Retrieves the details of the dataset with the specified ID.

Request Headers

Authorization: Bearer ${COSMOS_KEY}

Response Body

The response body is a JSON object containing dataset details.

Example

{
"name": "test dataset",
"userDescription": "my dataset",
"humanAttributesEnabled": false,
"org": "0461422519424422",
"ncaId": "Rz8I0e_JP2ptQU0rFDVP9ZfqPjhhRHhEELcNSj2i1yE",
"team": "no_team",
"owner": "33nxR5rY_tl2FWDNSh7Tok5MeB9NzutZhFS9Tfyi-er",
"type": "ZipFile",
"url": "",
"inputS3Prefix": "",
"outputS3Prefix": "",
"s3Config": "",
"videoType": "",
"videoPrompt": "",
"jobSpec": {
   "pipeline": "split",
   "args": {
      "generate_embeddings": true,
      "generate_previews": true,
      "generate_captions": true,
      "splitting_algorithm": "transnetv2",
      "captioning_prompt_variant": "default",
      "captioning_prompt_text": "actual prompt"
   }
},
"dateCreated": "2025-03-13T23:52:43.195Z",
"lastModifiedTimestamp": "2025-03-13T23:52:43.195Z",
"lastStatus": {
   "status": "CREATING",
   "message": "Waiting for user to upload files and proceed to processing",
   "details": "0%"
},
"user": {
   "email": "example_user@nvidia.com",
   "name": "example_user"
},
"id": "168166c7-6e32-4d3a-b2ea-c748b1f3cbf2"
}

Get All Datasets by Organization #

GET /v1/cosmos/datasets?filter=by:org

Retrieves the details of the dataset with the specified ID.

Request Headers

Authorization: Bearer ${COSMOS_KEY}

Request Body

None

Response Body

The response body is a JSON object containing details for each dataset.

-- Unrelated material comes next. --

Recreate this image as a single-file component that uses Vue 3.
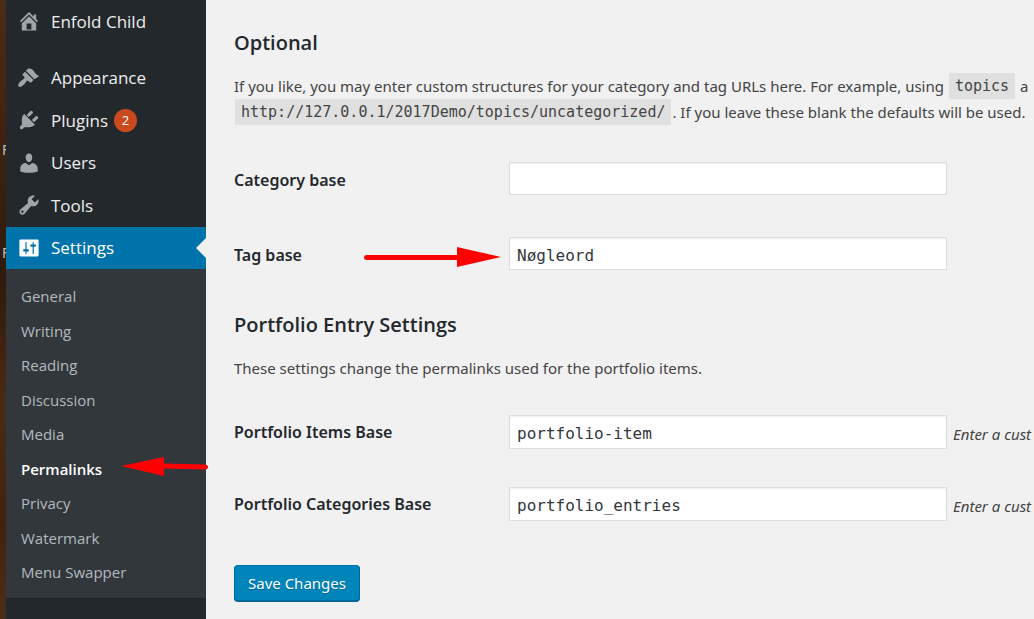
<script setup>
import { reactive } from 'vue'

const menu = [
  {
    label: 'Enfold Child',
    icon: 'M16 8.5l1.53 1.53-1.06 1.06L10 4.6l-6.47 6.47-1.06-1.06L10 2.5l4 4v-2h2v4zm-6-2.46l6 5.99V18H4v-5.97zM12 17v-5H8v5h4z',
  },
  {
    label: 'Appearance',
    spaced: true,
    icon: 'M14.48 11.06L7.41 3.99l1.5-1.5c.5-.56 2.3-.47 3.51.32 1.21.8 1.43 1.28 2 2.1.61.88 1.4 2.16 4.05 3.32l-.99.99zm-.71.71L6.7 4.7 4.93 6.47c-.39.39-.39 1.02 0 1.41l1.06 1.06c.39.39.39 1.03 0 1.42-.6.6-1.43 1.11-2.21 1.69-.35.26-.7.53-1.01.84C1.43 14.23.4 16.08 1.4 17.07c.99 1 2.84-.03 4.18-1.36.31-.31.58-.66.85-1.02.57-.78 1.08-1.61 1.69-2.21.39-.39 1.02-.39 1.41 0l1.06 1.06c.39.39 1.02.39 1.41 0z',
  },
  {
    label: 'Plugins',
    badge: 2,
    icon: 'M13.11 4.36L9.87 7.6 8 5.73l3.24-3.24c.35-.34 1.05-.2 1.56.32.52.51.66 1.21.31 1.55zm-8 1.77l.91-1.12 9.01 9.01-1.19.84c-.71.71-2.63 1.16-3.82 1.16H6.14L4.9 17.26c-.59.59-1.54.59-2.12 0-.59-.58-.59-1.53 0-2.12l1.24-1.24v-3.88c0-1.13.4-3.19 1.09-3.89zm7.26 3.97l3.24-3.24c.34-.35 1.04-.21 1.55.31.52.51.66 1.21.31 1.55l-3.24 3.25z',
  },
  {
    label: 'Users',
    icon: 'M10 9.25c-2.27 0-2.73-3.44-2.73-3.44C7 4.02 7.82 2 9.97 2c2.16 0 2.98 2.02 2.71 3.81 0 0-.41 3.44-2.68 3.44zm0 2.57L12.72 10c2.39 0 4.52 2.33 4.52 4.53v2.49s-3.65 1.13-7.24 1.13c-3.65 0-7.24-1.13-7.24-1.13v-2.49c0-2.25 1.94-4.48 4.47-4.48z',
  },
  {
    label: 'Tools',
    icon: 'M16.68 9.77c-1.34 1.34-3.3 1.67-4.95.99l-5.41 6.52c-.99.99-2.59.99-3.58 0s-.99-2.59 0-3.57l6.52-5.42c-.68-1.65-.35-3.61.99-4.95 1.28-1.28 3.12-1.62 4.72-1.06l-2.89 2.89 2.82 2.82 2.86-2.87c.53 1.58.18 3.39-1.08 4.65zM3.81 16.21c.4.39 1.04.39 1.43 0 .4-.4.4-1.04 0-1.43-.39-.4-1.03-.4-1.43 0-.39.39-.39 1.03 0 1.43z',
  },
  {
    label: 'Settings',
    current: true,
    icon: 'M18 16V4c0-.55-.45-1-1-1H3c-.55 0-1 .45-1 1v12c0 .55.45 1 1 1h14c.55 0 1-.45 1-1zM8 11h1c.55 0 1 .45 1 1s-.45 1-1 1H8v1.5c0 .28-.22.5-.5.5s-.5-.22-.5-.5V13H6c-.55 0-1-.45-1-1s.45-1 1-1h1V5.5c0-.28.22-.5.5-.5s.5.22.5.5V11zm5-2h-1c-.55 0-1-.45-1-1s.45-1 1-1h1V5.5c0-.28.22-.5.5-.5s.5.22.5.5V7h1c.55 0 1 .45 1 1s-.45 1-1 1h-1v5.5c0 .28-.22.5-.5.5s-.5-.22-.5-.5V9z',
  },
]

const submenu = ['General', 'Writing', 'Reading', 'Discussion', 'Media', 'Permalinks', 'Privacy', 'Watermark', 'Menu Swapper']

const form = reactive({
  category: '',
  tag: 'Nøgleord',
  items: 'portfolio-item',
  entries: 'portfolio_entries',
})
</script>

<template>
  <div class="page">
    <div class="desktop" aria-hidden="true">
      <span class="shortcut">F</span>
      <span class="shortcut">F</span>
    </div>

    <nav class="sidebar">
      <ul class="menu">
        <li v-for="item in menu" :key="item.label" :class="{ spaced: item.spaced }">
          <a href="#" class="menu-link" :class="{ current: item.current }">
            <svg class="icon" viewBox="0 0 20 20" aria-hidden="true"><path :d="item.icon" /></svg>
            <span>{{ item.label }}</span>
            <span v-if="item.badge" class="badge">{{ item.badge }}</span>
          </a>
        </li>
      </ul>
      <ul class="submenu">
        <li v-for="name in submenu" :key="name">
          <a href="#" class="sub-link" :class="{ active: name === 'Permalinks' }">{{ name }}</a>
        </li>
      </ul>
      <svg class="arrow arrow-left" viewBox="0 0 88 20" aria-hidden="true">
        <path d="M0 9L43 0V6.500L84 7.500Q87 8 87 10T84 12.500L43 11.500V19Z" />
      </svg>
    </nav>

    <main class="content">
      <form @submit.prevent>
        <h2>Optional</h2>
        <p class="intro">
          If you like, you may enter custom structures for your category and tag URLs here. For example, using <code>topics</code> a<br>
          <code>http://127.0.0.1/2017Demo/topics/uncategorized/</code>. If you leave these blank the defaults will be used.
        </p>

        <div class="fields optional">
          <div class="row">
            <label for="category">Category base</label>
            <input id="category" v-model="form.category" type="text">
          </div>
          <div class="row">
            <label for="tag">Tag base</label>
            <input id="tag" v-model="form.tag" type="text">
            <svg class="arrow arrow-right" viewBox="0 0 138 20" aria-hidden="true">
              <path d="M3 8H93V0L137 10L93 20V13H3Q0 13 0 10.500T3 8Z" />
            </svg>
          </div>
        </div>

        <h2>Portfolio Entry Settings</h2>
        <p class="note">These settings change the permalinks used for the portfolio items.</p>

        <div class="fields portfolio">
          <div class="row">
            <label for="items">Portfolio Items Base</label>
            <input id="items" v-model="form.items" type="text">
            <em>Enter a cust</em>
          </div>
          <div class="row">
            <label for="entries">Portfolio Categories Base</label>
            <input id="entries" v-model="form.entries" type="text">
            <em>Enter a cust</em>
          </div>
        </div>

        <button type="submit">Save Changes</button>
      </form>
    </main>
  </div>
</template>

<style>
body {
  margin: 0;
  background: #f1f1f1;
}
</style>

<style scoped>
.page {
  display: flex;
  min-height: 100vh;
  overflow: hidden;
  font-family: "Noto Sans", "Open Sans", sans-serif;
  font-size: 15px;
  color: #444;
}

.desktop {
  flex: 0 0 6px;
  width: 6px;
  overflow: hidden;
  padding-top: 140px;
  box-sizing: border-box;
  background: linear-gradient(#4a2d14, #3c220f 25%, #301a0d 45%, #4a2b12 65%, #3f230e 85%, #4b2e14);
}

.shortcut {
  display: block;
  height: 103px;
  padding-left: 2px;
  font-size: 14px;
  line-height: 20px;
  color: #c4bfba;
}

.sidebar {
  position: relative;
  flex: 0 0 200px;
  background: #23282d;
  font-family: "Open Sans", "Noto Sans", sans-serif;
}

ul {
  margin: 0;
  padding: 0;
  list-style: none;
}

.menu {
  display: flex;
  flex-direction: column;
  height: 269px;
}

.menu li {
  flex: 1;
}

.menu .spaced {
  margin-top: 14px;
}

.menu-link {
  position: relative;
  display: flex;
  align-items: center;
  height: 100%;
  padding-left: 11px;
  font-size: 17px;
  color: #eee;
  text-decoration: none;
}

.icon {
  width: 24px;
  height: 24px;
  margin-right: 10px;
  fill: #a0a5aa;
}

.current {
  background: #0073aa;
  color: #fff;
}

.current .icon {
  fill: #fff;
}

.current::after {
  content: "";
  position: absolute;
  top: 11px;
  right: 0;
  border: 10px solid transparent;
  border-left: 0;
  border-right-color: #f1f1f1;
}

.badge {
  width: 23px;
  margin-left: 6px;
  border-radius: 50%;
  background: #ca4a1f;
  color: #fff;
  font-size: 13px;
  line-height: 23px;
  text-align: center;
}

.submenu {
  display: grid;
  grid-auto-rows: 1fr;
  height: 311px;
  padding: 10px 0 8px;
  background: #32373c;
}

.sub-link {
  display: block;
  padding-left: 15px;
  font-size: 15px;
  line-height: 34px;
  color: #b4b9be;
  text-decoration: none;
}

.active {
  color: #fff;
  font-weight: 600;
}

.arrow {
  position: absolute;
  fill: #f00;
}

.arrow-left {
  top: 457px;
  left: 115px;
  width: 88px;
  height: 20px;
}

.arrow-right {
  top: 10px;
  left: 130px;
  width: 138px;
  height: 20px;
}

.content {
  flex: 1;
  min-width: 0;
  padding: 29px 0 17px 28px;
}

h2 {
  margin: 0;
  font-family: "Open Sans", "Noto Sans", sans-serif;
  font-size: 20px;
  font-weight: 600;
  line-height: 28px;
  color: #23282d;
}

p {
  margin: 16px 0 0;
  line-height: 26px;
  white-space: nowrap;
}

code {
  display: inline-block;
  margin: 0 1px;
  padding: 1px 6px 0;
  background: #e0e0e0;
  font-family: "DejaVu Sans Mono", "Liberation Mono", monospace;
  font-size: 15px;
  line-height: 25px;
  vertical-align: top;
}

.fields {
  display: grid;
}

.optional {
  gap: 42px;
  margin: 37px 0 41px;
}

.portfolio {
  gap: 38px;
  margin: 34px 0 44px;
}

.row {
  position: relative;
  display: grid;
  grid-template-columns: 275px minmax(200px, 438px) 82px;
  align-items: center;
  white-space: nowrap;
}

label {
  padding-top: 3px;
  font-size: 16px;
  font-weight: 600;
  color: #23282d;
}

input {
  box-sizing: border-box;
  width: 100%;
  height: 33px;
  padding: 4px 7px 1px;
  border: 1px solid #ddd;
  background: #fff;
  box-shadow: inset 0 1px 2px rgba(0, 0, 0, 0.07);
  color: #32373c;
  font-family: "DejaVu Sans Mono", "Liberation Mono", monospace;
  font-size: 16px;
}

.portfolio input {
  height: 34px;
}

em {
  padding: 3px 0 0 6px;
}

.portfolio label {
  padding-top: 0;
}

button {
  height: 36px;
  padding: 0 13px;
  border: 1px solid #006799;
  border-top-color: #0073aa;
  border-radius: 4px;
  background: #0085ba;
  box-shadow: 0 1px 0 #006799;
  color: #fff;
  font-family: inherit;
  font-size: 15px;
  text-shadow: 0 1px 1px #006799;
}
</style>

Initialize Dataset Upload #

POST /v1/cosmos/datasets/{dataset_id}/upload/initialize

Initializes uploading a file to the dataset with the specified ID.

Request Headers

Authorization: Bearer ${COSMOS_KEY}
Content-Type: application/json

Request Body

None

Request Body

The response body will be a JSON object containing the “fileId” and “fileKey” to use when uploading the file.

Example

curl -s -X POST "https://api.ngc.nvidia.com/v1/cosmos/datasets/${DATASET_ID}/upload/initialize" \
  -H "Authorization: Bearer ${COSMOS_KEY}" \
  -H "Content-Type: application/json" \
  -d '{}'

Get Presigned URLs #

POST /v1/cosmos/datasets/{dataset_id}/upload/getPreSignedUrls

Retrieves an array of presigned URLs for uploading the dataset ZIP file as a multipart upload.

Request Headers

Authorization: Bearer ${COSMOS_KEY}
Content-Type: application/json

Request Body

The request body is a JSON object with the following parameters:

fileId (string): The ID of the file returned during the initialization step
fileKey (string): The key of the file returned during the initialization step
parts (int): The number of parts to upload
expires (int): The expiration time (in seconds) for the presigned URLs

Response Body

The response body is a JSON object containing an array of presigned URLs for uploading the dataset ZIP file.

Example

curl -s -X POST "https://api.ngc.nvidia.com/v1/cosmos/datasets/${DATASET_ID}/upload/getPreSignedUrls" \
  -H "Authorization: Bearer ${COSMOS_KEY}" \
  -H "Content-Type: application/json" \
  -d "{\"fileId\": \"${FILE_ID}\", \"fileKey\": \"${FILE_KEY}\", \"parts\": 5, \"expires\": 3600}"

Finalize Dataset Upload #

POST /v1/cosmos/datasets/{dataset_id}/upload/finalize

Completes a multipart upload by providing ETags (Entity Tags) for all uploaded parts.

Request Headers

Authorization: Bearer ${COSMOS_KEY}
Content-Type: application/json

Request Body

The request body is a JSON object with the following parameters:

fileId (string): The ID of the file returned during the initialization step
fileKey (string): The key of the file returned during the initialization step
parts (list): A list of parts that have been uploaded. Each part should be an object with the following parameters: * partNumber (int): The part number * ETag (string): The ETag for the part

Response Body

The response body is a JSON confirmation object.

Example

curl -s -X POST "https://api.ngc.nvidia.com/v1/cosmos/datasets/${DATASET_ID}/upload/finalize" \
 -H "Authorization: Bearer ${COSMOS_KEY}" \
 -H "Content-Type: application/json" \
 -d "{\"fileId\": \"${FILE_ID}\", \"fileKey\": \"${FILE_KEY}\", \"parts\": [{\"ETag\":\"\\\"abc123\\\"\",\"PartNumber\":1}]}"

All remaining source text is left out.